Standing human figures came in a wide variety of form and function, grouped under a category called wemawe in the east and iwamapaku in the west. Originally, these carvings were ancestral family protector figures, taking care of both the people living in a house as well as their material possessions. This is the type of Kamoro carving which has found the greatest sale value to outsiders and many are mass-produced for cheap sale. However, there are occasional pieces which are excellent. Some of these figures are carved with hollowed out insides, leaving only a cage-frame of limbs surrounding an empty space where the torso would be. As in many other human carvings, the figures are in a stylized sitting position, with elbows on knees and hands folded under the chin. The best show strong impressions conveyed with powerful shapes and lines.

In the category of ancestral stories, just about all the carvings showed a dragon of sorts ready to or just starting to eat a human. While these days the monster is called a ‘Komodo”, the only large lizard found in the area is the long but (very relatively) thinner-bodied Varanus salvadorensis, not the massive-bodied Varanus komodoensis. There was a larger carnivorous lizard running around, the awesome seven-meter Megalania prisca, but that beast has been extinct for thousands of years. Ancestral memories passed down? Be that as it may, there are various versions of a re-birth/creation myth focused on the renewal of life and prominent in initiation rituals. Essentially, this is the story of a boy who dies and then resurrects as a man. The boy is usually devoured by some monster, often a large monitor-type lizard, but sometimes a crocodile – then the boy, turned into an adult, re-emerges from the body of the monster. There are also carvings of snakes and humans to illustrate the story of a outsized monster of a snake which kills all Kamoro-kind except for one woman who escapes by spiritual intervention to give birth to a hero of a son who, finally, slays the snake after many an adventure. The people previously swallowed are thus liberated.

While working on a book on the Kamoro people, we had recently seen a seldom-performed ritual. Indeed, it was common knowledge that it had been well over 20 years since the mbiikao spirit mask had been used in a ceremony in the area. These masks, with a long snout and ending in high, pointed heads, are made of vegetal fibers plaited into elaborate head-and-shoulder coverings with strips of grass below to conceal the lower body of the spirit-performer. The children of the village where certainly not used to the mask: when they caught their first glimpse of the mask-clad spirit figure, all fled for their lives in absolute terror. We found out that none of the older people know how to make these masks, but that a young man had learned the skill from his grandfather before the old man died, and he was the only person in several nearby villages who could still make a mbiikao. In order to encourage the making of these masks, we created a category for them in the art competition. Unfortunately, with three old masks, only two new ones were brought in, specially made for the festival, with one of them gracing the lead performer in one of the dance teams. We hope this will revive the use of the mbiikao in the Kamoro culture: after all, this was one of the main purposes of the Kamoro cultural festival.

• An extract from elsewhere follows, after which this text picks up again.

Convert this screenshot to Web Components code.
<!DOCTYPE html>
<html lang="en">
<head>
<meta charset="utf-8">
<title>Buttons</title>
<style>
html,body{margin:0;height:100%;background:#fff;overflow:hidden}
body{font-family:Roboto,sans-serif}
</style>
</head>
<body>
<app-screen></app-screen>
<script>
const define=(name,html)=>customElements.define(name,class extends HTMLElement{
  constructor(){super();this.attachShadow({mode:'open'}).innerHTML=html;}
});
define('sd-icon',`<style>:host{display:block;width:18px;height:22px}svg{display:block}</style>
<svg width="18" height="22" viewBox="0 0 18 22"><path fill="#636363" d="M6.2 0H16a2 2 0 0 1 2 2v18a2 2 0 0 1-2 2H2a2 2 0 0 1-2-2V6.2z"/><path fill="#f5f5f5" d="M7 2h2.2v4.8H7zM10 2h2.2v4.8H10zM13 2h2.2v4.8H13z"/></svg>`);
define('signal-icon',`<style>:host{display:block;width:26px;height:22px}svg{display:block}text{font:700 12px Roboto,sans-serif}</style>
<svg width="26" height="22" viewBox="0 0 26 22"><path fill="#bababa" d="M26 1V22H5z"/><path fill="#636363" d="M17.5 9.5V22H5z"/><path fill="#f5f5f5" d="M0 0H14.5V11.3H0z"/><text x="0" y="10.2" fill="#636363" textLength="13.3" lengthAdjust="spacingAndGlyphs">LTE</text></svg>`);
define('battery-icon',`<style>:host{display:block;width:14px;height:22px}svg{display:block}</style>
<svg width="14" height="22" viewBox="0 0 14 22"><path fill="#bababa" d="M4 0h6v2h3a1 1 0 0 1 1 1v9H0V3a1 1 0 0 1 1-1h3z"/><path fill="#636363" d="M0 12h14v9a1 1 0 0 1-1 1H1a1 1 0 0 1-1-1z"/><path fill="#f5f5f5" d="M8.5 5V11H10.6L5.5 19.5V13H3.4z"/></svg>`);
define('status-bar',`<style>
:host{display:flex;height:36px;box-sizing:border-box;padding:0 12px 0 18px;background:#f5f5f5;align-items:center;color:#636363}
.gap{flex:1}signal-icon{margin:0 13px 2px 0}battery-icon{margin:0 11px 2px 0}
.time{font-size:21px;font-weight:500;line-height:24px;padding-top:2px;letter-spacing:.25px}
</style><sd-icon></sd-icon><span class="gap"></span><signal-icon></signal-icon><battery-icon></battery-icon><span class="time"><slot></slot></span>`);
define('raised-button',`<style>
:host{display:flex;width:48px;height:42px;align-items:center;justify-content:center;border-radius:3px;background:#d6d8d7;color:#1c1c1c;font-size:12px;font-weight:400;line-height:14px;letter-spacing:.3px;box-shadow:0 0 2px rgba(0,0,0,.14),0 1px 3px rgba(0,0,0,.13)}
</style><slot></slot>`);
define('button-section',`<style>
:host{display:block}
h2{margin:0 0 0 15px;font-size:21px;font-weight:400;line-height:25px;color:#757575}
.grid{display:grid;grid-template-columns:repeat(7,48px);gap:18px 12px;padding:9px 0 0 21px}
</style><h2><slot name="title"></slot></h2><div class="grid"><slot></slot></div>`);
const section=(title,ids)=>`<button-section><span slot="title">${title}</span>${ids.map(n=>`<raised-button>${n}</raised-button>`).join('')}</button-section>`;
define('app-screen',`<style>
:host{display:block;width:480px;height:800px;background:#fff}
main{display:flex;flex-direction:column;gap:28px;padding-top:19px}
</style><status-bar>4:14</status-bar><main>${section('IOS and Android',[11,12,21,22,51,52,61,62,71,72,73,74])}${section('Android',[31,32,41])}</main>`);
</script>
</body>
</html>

Most of the items in the creative carvings category were walking sticks, items already made for sale at least by the 1960’s and perhaps earlier. According to Kooijman, who wrote a book about Kamoro are, ‘a walking stick could not have been made in the traditional culture. This was an item produced for sale to European travelers and represents a new commercial application of traditional motifs and traditional woodcarving.” While several of the walking sticks were very well carved, there was little if any real creativity, of the type this category was supposed to foster. We’ll try again next year.  We were also disappointed with the items submitted in the animals category: some crude, tired looking fish and lifeless crocodiles, along with two birds well made, if not especially artistic.  

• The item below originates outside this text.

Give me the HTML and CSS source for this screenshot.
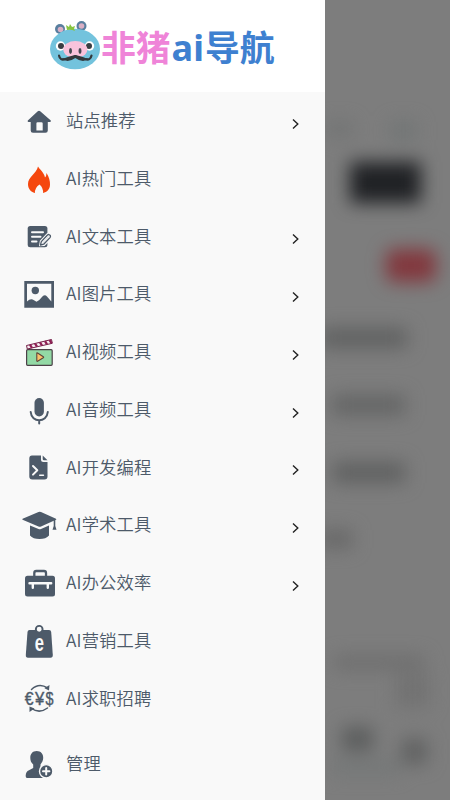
FILE: index.html
```
<!DOCTYPE html>
<html lang="zh-CN">
<head>
<meta charset="utf-8">
<title>非猪ai导航</title>
<link rel="stylesheet" href="styles.css">
</head>
<body>
<div class="screen">
  <aside class="sidebar">
    <header class="brand">
      <svg class="pig" viewBox="0 0 50 50">
        <circle cx="10" cy="8" r="5" fill="#597f9f"/><circle cx="10.5" cy="8.5" r="2.8" fill="#d9afc4"/>
        <circle cx="31.5" cy="5" r="5" fill="#597f9f"/><circle cx="31.5" cy="5" r="2.8" fill="#d9afc4"/>
        <ellipse cx="25" cy="28" rx="25" ry="20.200" fill="#73c3dd"/>
        <path d="M17 9l-1-5 3 2 1-3 2 3 3-1-1 3 1 2q-4-2-8-1z" fill="#87c540"/>
        <circle cx="10.5" cy="25" r="4.700" fill="#fff"/><circle cx="11" cy="25" r="3" fill="#393d42"/>
        <circle cx="39.5" cy="25" r="4.700" fill="#fff"/><circle cx="39" cy="25" r="3" fill="#393d42"/>
        <ellipse cx="25.300" cy="28.500" rx="12" ry="8.500" fill="#f9c3dc"/>
        <path d="M9 34.500Q10 40 15.500 38Q19 36.500 25.300 35.200Q31.500 36.500 35 38Q40.500 40 41.500 34.500" fill="none" stroke="#33383c" stroke-width="2.200" stroke-linecap="round"/>
        <path d="M11 37q6 1 14.300-3q8.300 4 14.300 3q-6 6-14.300 0q-8.300 6-14.300 0z" fill="#33383c"/>
        <ellipse cx="20.500" cy="30" rx="1.500" ry="2.900" fill="#454851"/><ellipse cx="30" cy="30" rx="1.500" ry="2.900" fill="#454851"/>
      </svg>
      <h1 class="brand-name"><span class="brand-pink">非猪</span><span class="brand-ai">ai</span>导航</h1>
    </header>
    <nav class="menu">
      <a class="item"><svg class="icon" viewBox="0 0 36 36"><path fill-rule="evenodd" d="M16.800 8.200Q18 7.200 19.200 8.200L29.800 17.600Q30.300 18.800 29 19H26.800V27.500Q26.800 29.800 24.500 29.800H12Q9.700 29.800 9.700 27.500V19H7.400Q6.200 18.800 6.800 17.600ZM16.500 19.200Q15.400 19.200 15.400 20.400V27.600H21.700V20.400Q21.700 19.200 20.500 19.200Z"/></svg><span class="label">站点推荐</span><svg class="chevron" viewBox="0 0 8 12"><path d="M1 1.500L5.800 6L1 10.500"/></svg></a>
      <a class="item"><svg class="icon" viewBox="0 0 36 36"><path fill="#f5470e" d="M17 5.500C18.500 8.500 23 11 24 16.500Q25.500 15 25.500 12Q29 17.500 29 23.500C29 28.500 26 31 22 32Q22.500 27 18.500 23.500Q13.500 27 14 32C9.500 31 7 27.500 7 23C7 16 15.500 12.500 17 5.500Z"/></svg><span class="label">AI热门工具</span></a>
      <a class="item"><svg class="icon" viewBox="0 0 36 36"><rect x="6.700" y="8" width="19.700" height="21.300" rx="2.500"/><path class="cut" stroke-width="2" d="M11 14.300H22M11 18.800H19.500M11 23.500H15.500"/><path d="M20 26.500L20.500 23.500L26.500 17Q28.500 15.800 29.500 18Q29.800 19 29 19.800L22.800 26.400Z" stroke="#f9f9f9" stroke-width="3.500"/><path class="line" fill="#f9f9f9" stroke-width="1.300" d="M19.500 27L20.300 23.600L26.500 17Q28 15.800 29.300 17.500Q29.800 18.700 29 19.600L22.700 26.200Z"/></svg><span class="label">AI文本工具</span><svg class="chevron" viewBox="0 0 8 12"><path d="M1 1.500L5.800 6L1 10.500"/></svg></a>
      <a class="item"><svg class="icon" viewBox="0 0 36 36"><path fill-rule="evenodd" d="M3.300 5H33V31.700H3.300ZM6 7.700V25.500Q9.500 22 13 24.200L15.500 25.700Q18.500 24.500 20.500 21.500Q23.500 17.500 26 20.500L30.300 25.500V7.700Z"/><circle cx="14.300" cy="14.500" r="3.700"/></svg><span class="label">AI图片工具</span><svg class="chevron" viewBox="0 0 8 12"><path d="M1 1.500L5.800 6L1 10.500"/></svg></a>
      <a class="item"><svg class="icon" viewBox="0 0 36 36"><rect x="5.600" y="15.700" width="25.600" height="15.600" rx="1" fill="#93d9a5" stroke="#4c4148" stroke-width="1.200"/><path d="M5.500 11.500L30.500 5.500L31.300 9.300L6.300 15Z" fill="#f8ecf2" stroke="#732047" stroke-width="1"/><path d="M9 10.700L11 14M14 9.500L16 12.700M19 8.300L21 11.500M24 7.200L26 10.300M28.500 6L30.500 9.200" stroke="#8e1f54" stroke-width="2.300"/><path d="M15.800 19.300Q15.800 18.600 16.600 19L22.300 22.700Q23 23.300 22.300 23.800L16.600 27.300Q15.800 27.600 15.800 26.800Z" fill="#fbc26b" stroke="#60433a" stroke-width="1.100"/></svg><span class="label">AI视频工具</span><svg class="chevron" viewBox="0 0 8 12"><path d="M1 1.500L5.800 6L1 10.500"/></svg></a>
      <a class="item"><svg class="icon" viewBox="0 0 36 36"><rect x="13.500" y="6" width="9.400" height="18.500" rx="4.700"/><path class="line" stroke-width="2" d="M9.700 20C10.500 31 25.800 31 26.800 20M18.200 28.500V31.500"/></svg><span class="label">AI音频工具</span><svg class="chevron" viewBox="0 0 8 12"><path d="M1 1.500L5.800 6L1 10.500"/></svg></a>
      <a class="item"><svg class="icon" viewBox="0 0 36 36"><path d="M11 6.500H20V10.500Q20 13 22.500 13H26.500V27.500Q26.500 30.500 23.500 30.500H11.300Q8.300 30.500 8.300 27.500V9.500Q8.300 6.500 11 6.500ZM21.700 6.500L26.500 11.300H23Q21.700 11.300 21.700 10Z"/><path class="cut" stroke-width="2" d="M12 17L16.300 21.300L12 25.600"/><path class="cut" stroke-width="1.400" d="M18.700 26.200H22.500"/></svg><span class="label">AI开发编程</span><svg class="chevron" viewBox="0 0 8 12"><path d="M1 1.500L5.800 6L1 10.500"/></svg></a>
      <a class="item"><svg class="icon" viewBox="0 0 36 36"><path d="M1.600 11.800L17.500 5Q18.700 4.500 20 5L35 11.800Q35.800 12.300 35 12.800L20 19.600Q18.700 20 17.500 19.600L1.600 12.800Q.9 12.300 1.600 11.800ZM9 18.500L17.500 22Q18.700 22.400 20 22L28 18.500V28.500Q25 32 18.500 32Q12 32 9 28.500Z"/><path d="M32.700 12.500H34.300V19L35.500 22.800H31.500L32.700 19Z"/></svg><span class="label">AI学术工具</span><svg class="chevron" viewBox="0 0 8 12"><path d="M1 1.500L5.800 6L1 10.500"/></svg></a>
      <a class="item"><svg class="icon" viewBox="0 0 36 36"><rect x="4" y="10.800" width="30" height="20.700" rx="2.500"/><path class="line" stroke-width="2.300" d="M13.300 11V8Q13.300 6 15.300 6H23Q25 6 25 8V11"/><path class="cut" stroke-width="2.400" d="M8.500 18.300H30.200M11.800 18.300V22.800M26.800 18.300V22.800"/></svg><span class="label">AI办公效率</span><svg class="chevron" viewBox="0 0 8 12"><path d="M1 1.500L5.800 6L1 10.500"/></svg></a>
      <a class="item"><svg class="icon" viewBox="0 0 36 36"><path d="M8.500 7H28Q30 7 30.200 9L31.800 32Q31.900 34.800 29.500 34.800H7Q4.600 34.800 4.800 32L6.500 9Q6.700 7 8.500 7Z"/><circle cx="18.200" cy="6.300" r="3.400" fill="#f9f9f9" stroke="#4d5a69" stroke-width="1.900"/><text class="bag-letter" transform="translate(18.400 27.800) scale(.72 1)">e</text></svg><span class="label">AI营销工具</span></a>
      <a class="item"><svg class="icon" viewBox="0 0 36 36"><text class="money" transform="translate(8.200 25) scale(.9 1)">€</text><text class="money" transform="translate(18.700 25) scale(.95 1)">¥</text><text class="money" transform="translate(28.500 25) scale(.82 1)">$</text><path class="line" stroke-width="1.500" d="M10.500 9.500Q18 2.500 26.500 8M26.500 28Q18.500 34 10.500 28.500"/><path d="M28.500 5L28 10.500L23.500 8.300ZM8.500 32V26.500L13.500 28.500Z"/></svg><span class="label">AI求职招聘</span></a>
      <a class="item item-admin"><svg class="icon" viewBox="0 0 36 36"><path d="M15.700 5C20 5 22.300 8 22.200 12C22.200 15 20.500 17 19.500 18.500V21.500L24 24V32H6Q4.500 32 4.700 29.500Q4.800 25.500 8 24.300L12.200 22V18.500C10.500 17 9.300 15 9.300 12C9.200 8 11.500 5 15.700 5Z"/><circle cx="25.200" cy="25.300" r="6.700" stroke="#f9f9f9" stroke-width="1.400"/><path class="cut" stroke-width="2" d="M22 25.300H28.400M25.200 22.100V28.500"/></svg><span class="label">管理</span></a>
    </nav>
  </aside>
  <div class="backdrop">
    <div class="blurred">
      <svg viewBox="325 0 125 800">
        <g><rect x="350" y="162" width="71" height="41" fill="#202225"/><rect x="386" y="249" width="50" height="33" rx="8" fill="#82383e"/></g>
        <g fill="#606161"><rect x="320" y="328" width="87" height="20"/><rect x="332" y="395" width="73" height="20" fill="#646565"/><rect x="333" y="462" width="72" height="21"/><rect x="320" y="530" width="32" height="18" fill="#676767"/></g>
        <g><rect x="327" y="122" width="25" height="14" fill="#717373"/><rect x="391" y="122" width="25" height="18" fill="#717575"/><rect x="334" y="656" width="90" height="13" fill="#6d6d6d"/><rect x="396" y="674" width="33" height="33" fill="#727272"/><rect x="342" y="727" width="31" height="24" fill="#5c5e5e"/><rect x="402" y="739" width="25" height="25" fill="#606161"/><rect x="330" y="760" width="70" height="14" fill="#747777"/></g>
      </svg>
    </div>
  </div>
</div>
</body>
</html>
```

FILE: styles.css
```
* { box-sizing: border-box; }
body { margin: 0; font-family: "Noto Sans CJK SC", sans-serif; }
.screen { display: flex; width: 450px; height: 800px; overflow: hidden; }
.sidebar { width: 325px; flex: none; background: #f9f9f9; }
.brand { display: flex; align-items: center; height: 92px; padding: 0 0 0 50px; background: #fff; }
.pig { width: 50px; height: 50px; flex: none; overflow: visible; }
.brand-name { margin: 0 0 1px 1px; font-size: 34.8px; line-height: 50px; font-weight: 700; color: #3e80d0; white-space: nowrap; }
.brand-pink { color: #ef84d8; }
.brand-ai { margin: 0 1px; font-family: "Noto Sans", sans-serif; font-size: 36px; line-height: 1; }
.menu { display: flex; flex-direction: column; }
.item { display: flex; align-items: center; height: 57.75px; padding: 0 25px 0 21px; color: #4d5a69; }
.item-admin { margin-top: 8px; }
.icon { width: 36px; height: 36px; flex: none; fill: #4d5a69; }
.line { fill: none; stroke: #4d5a69; stroke-linecap: round; stroke-linejoin: round; }
.cut { fill: none; stroke: #f9f9f9; stroke-linecap: round; stroke-linejoin: round; }
.label { flex: 1; margin: 0 0 1.400px 9px; font-size: 17.3px; font-weight: 350; line-height: 26px; letter-spacing: .15px; white-space: nowrap; }
.chevron { width: 8px; height: 12px; margin-top: 6px; fill: none; stroke: #222; stroke-width: 1.4; }
.bag-letter { font: 700 23px "Liberation Sans", sans-serif; fill: #f9f9f9; text-anchor: middle; }
.money { font: 400 17.5px "Liberation Sans", sans-serif; text-anchor: middle; stroke: #4d5a69; stroke-width: .4; }
.backdrop { flex: 1; background: #7d7d7d; overflow: hidden; }
.blurred { width: 125px; height: 800px; filter: blur(9px); }
.blurred svg { display: block; width: 125px; height: 800px; overflow: visible; }
```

We did better in the daily life category, with several very nice sago bowls, elegantly shaped and with geometric ornamentation, along with the occasional human figure. One of the best of these sago bowls, already unusual as it was the only one with a lid, was carved by a woman, the sole lady who participated in the traditionally male preserve of wood carving. There were several sago-pounders of various sizes, along with a bundle of made-for-sale spears and arrows of no redeeming artistic value – but snapped up by an aggressive buyer, thank goodness.

There was one category especially reserved for the ladies: vegetal fiber plaiting of either clothes or any daily use items. Although we saw the odd basket, just about all the women who participated had made clothes: blouses (some with very sexy and fashionable, squared off shoulders and with open slits in the front….) and skirts, along with a variety of body decorations. Withered but spry little old ladies with bright eyes and wonderful expressions held their women items up during the auction, received their money, and, later, the top three graciously accepted their winnings in the evening.

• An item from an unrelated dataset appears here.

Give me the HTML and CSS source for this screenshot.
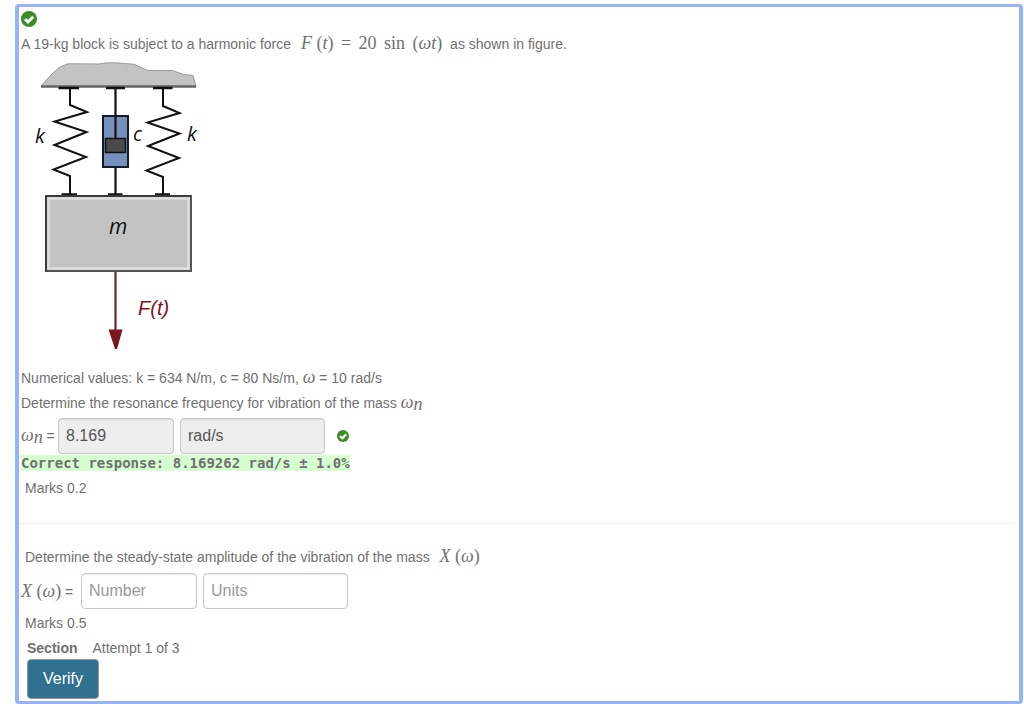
FILE: index.html
```html
<!DOCTYPE html>
<html lang="en">
<head>
    <meta charset="UTF-8">
    <meta name="viewport" content="width=device-width, initial-scale=1.0">
    <title>Harmonic force question</title>
    <link rel="stylesheet" href="styles.css">
</head>
<body>
    <form class="question">
        <div class="result">
            <svg class="tick" viewBox="0 0 16 16" role="img" aria-label="Correct">
                <circle cx="8" cy="8" r="8"/>
                <path d="M4 8.2 L7 11 L12.2 5.8"/>
            </svg>
        </div>

        <p class="line">A 19-kg block is subject to a harmonic force <span class="math math-wide"><i>F</i> (<i>t</i>) <span class="op">=</span> 20 <span class="op">sin</span> (<i>ωt</i>)</span> &nbsp;as shown in figure.</p>

        <!-- Spring / damper figure -->
        <svg class="figure" viewBox="21 60 180 302" role="img" aria-label="Mass on two springs and a damper">
            <path d="M41 86.500 C47 79 54 71 61 66.500 Q68 62.500 75 63.800 L99 64 C110 61.500 123 63.500 134 64.300 L148 70.500 H172 L184 74.500 L193 75.500 L196 86.500 Z" fill="#c3c3c3" stroke="#9a9a9a"/>
            <path d="M41 86.500 H196" stroke="#666" stroke-width="2.500"/>

            <g fill="none" stroke="#111" stroke-width="2">
                <path d="M58.500 88 H79 M106 88 H125 M153 88 H172.500" stroke-width="2.500"/>
                <path d="M70 88 V105 L87 112 L54.500 121.500 L86.500 132 L54.500 145 L86 157 L53.500 169.500 L70 176 V194"/>
                <path d="M163 88 V106 L179.500 113 L147.500 122.500 L179.500 133.500 L148 146 L179 158 L146.500 170.500 L163 177 V194"/>
                <path d="M61.500 194.500 H77 M108 194.500 H122.500 M155 194.500 H170" stroke-width="2.500"/>
            </g>

            <rect x="103" y="116" width="25" height="51" fill="#7590ba" stroke="#131b30" stroke-width="2"/>
            <path d="M115.500 88 V138 M115.500 167 V194" stroke="#111" stroke-width="2.200"/>
            <rect x="105.500" y="138.500" width="20" height="14" fill="#4a4a4a" stroke="#111" stroke-width="1.500"/>

            <rect x="46" y="196" width="145" height="75" fill="#c3c3c3" stroke="#555" stroke-width="2"/>
            <rect x="48.500" y="198.500" width="140" height="70" fill="none" stroke="#dedede" stroke-width="2.500"/>
            <path d="M46 272 V196 H191" fill="none" stroke="#222"/>

            <path d="M115.500 272 V331" stroke="#6b2630" stroke-width="2.200"/>
            <path d="M108.500 329.500 H122.500 L117 349 H115 Z" fill="#7b141d"/>

            <text class="fig-symbol" x="35" y="143">k</text>
            <text class="fig-symbol" x="133" y="141">c</text>
            <text class="fig-symbol" x="187" y="141">k</text>
            <text class="fig-mass" x="109" y="234">m</text>
            <text class="fig-force" x="138" y="315">F(t)</text>
        </svg>

        <p class="line">Numerical values: k = 634 N/m, c = 80 Ns/m, <i class="omega">ω</i> = 10 rad/s</p>
        <p class="line">Determine the resonance frequency for vibration of the mass <i class="omega">ω<sub>n</sub></i></p>

        <div class="answer">
            <label for="wn"><i class="omega">ω<sub>n</sub></i> =</label>
            <input class="number" type="text" id="wn" value="8.169" readonly>
            <input class="units" type="text" aria-label="Units of resonance frequency" value="rad/s" readonly>
            <svg class="tick tick-small" viewBox="0 0 16 16" role="img" aria-label="Correct">
                <circle cx="8" cy="8" r="8"/>
                <path d="M4 8.2 L7 11 L12.2 5.8"/>
            </svg>
        </div>
        <div class="feedback"><span>Correct response: 8.169262 rad/s ± 1.0%</span></div>
        <p class="line indent">Marks 0.2</p>

        <hr>

        <p class="line indent">Determine the steady-state amplitude of the vibration of the mass <span class="math math-wide"><i>X</i> (<i>ω</i>)</span></p>
        <div class="answer answer-open">
            <label for="xw"><span class="math"><i>X</i> (<i>ω</i>)</span> =</label>
            <input class="number" type="text" id="xw" placeholder="Number">
            <input class="units" type="text" aria-label="Units of amplitude" placeholder="Units">
        </div>

        <div class="section">
            <p class="line marks">Marks 0.5</p>
            <p class="line"><strong>Section</strong> <span class="attempt">Attempt 1 of 3</span></p>
            <button type="button">Verify</button>
        </div>
    </form>
</body>
</html>
```
FILE: styles.css
```css
* {
    box-sizing: border-box;
}
body {
    margin: 4px 1px 0 15px;
    background: #fff;
    color: #707070;
    font-family: "Liberation Sans", Arial, sans-serif;
    font-size: 14px;
}
.question {
    padding: 4px 4px 2px 2px;
    border: solid #98b2f8;
    border-width: 3px 4px;
    border-radius: 4px;
}

/* Text lines */
.line {
    margin: 0;
    line-height: 25px;
}
.indent {
    padding-left: 4px;
}
.math {
    font-family: "Liberation Serif", "Times New Roman", serif;
    font-size: 18px;
    line-height: 1;
}
.math-wide {
    margin-left: 6px;
}
.op {
    margin: 0 3px;
}
.omega {
    font-family: "Liberation Serif", "Times New Roman", serif;
    font-size: 18px;
    line-height: 1;
}
.omega sub {
    font-size: 18px;
    line-height: 1;
    vertical-align: -2px;
}

/* Correct marks */
.result {
    height: 21px;
}
.tick {
    display: block;
    width: 16px;
    height: 16px;
}
.tick circle {
    fill: #398d24;
}
.tick path {
    fill: none;
    stroke: #fff;
    stroke-width: 3;
}
.tick-small {
    width: 12px;
    height: 12px;
    margin-left: 6px;
}

/* Figure */
.figure {
    display: block;
    width: 180px;
    height: 302px;
    margin: 3px 0 4px;
}
.fig-symbol {
    font: italic 20px "Open Sans", sans-serif;
    fill: #111;
}
.fig-mass {
    font: italic 21px "Open Sans", sans-serif;
    fill: #111;
}
.fig-force {
    font: italic 20px "Liberation Sans", sans-serif;
    fill: #7b141d;
}

/* Answer rows */
.answer {
    display: flex;
    align-items: center;
    gap: 6px;
    margin-top: 2px;
}
.answer label {
    width: 31px;
    white-space: nowrap;
}
.answer-open {
    margin-top: 3px;
}
.answer-open label {
    width: 54px;
}
input {
    height: 36px;
    padding: 0 7px;
    border: 1px solid #c8c8c8;
    border-radius: 4px;
    background: #fff;
    color: #555;
    font-family: inherit;
    font-size: 16px;
    box-shadow: inset 0 1px 1px rgba(0, 0, 0, 0.08);
}
input::placeholder {
    color: #999;
}
input:read-only {
    background: #eee;
}
.number {
    width: 116px;
}
.units {
    width: 145px;
}
.feedback {
    height: 22px;
    font-family: "DejaVu Sans Mono", monospace;
    font-weight: bold;
    line-height: 19px;
}
.feedback span {
    background: #d5ffd0;
}
hr {
    margin: 22px 0 21px;
    border: 0;
    border-top: 1px solid #eee;
}

/* Attempt and submit */
.section {
    padding: 2px 0 0 6px;
}
.marks {
    margin-left: -2px;
}
.attempt {
    margin-left: 11px;
}
button {
    display: block;
    height: 40px;
    margin-top: -2px;
    padding: 0 15px;
    border: 1px solid #999;
    border-radius: 4px;
    background: #30718f;
    color: #fff;
    font-family: inherit;
    font-size: 16px;
    cursor: pointer;
}
```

The political circumstances of the country in 1999, especially the uncertainties of the presidential elections, mandated a much smaller Kamoro festival that year. While much fewer carvers showed up, the quality of the sculptures had improved considerably, thanks to the stimulus provided by the previous year’s  auction and the concomitant appreciation of the art by the outside world. There is sense of re-awakening among the Kamoro artists but they are still far from achieving the quality and the imagination of their forefathers’ carvings on display in several European museums. But is hoped that the festival, scheduled to become a years event in mid-October, will keep stimulating the long dormant talents of the Kamoro artists. Anyone interested can help by showing up at the festival which, while not held for tourists, welcomes any visitors interested in this fascinating culture.

 

Note: most of the information on modern art is based on Suzanne Greub’s The Art of North-West New Guinea, New York, Rizzoli, 1992. The other material comes from my field work, especially from helping to organize the Kamoro festivals in 1998 and 1999 as a consultant with Freeport Indonesia.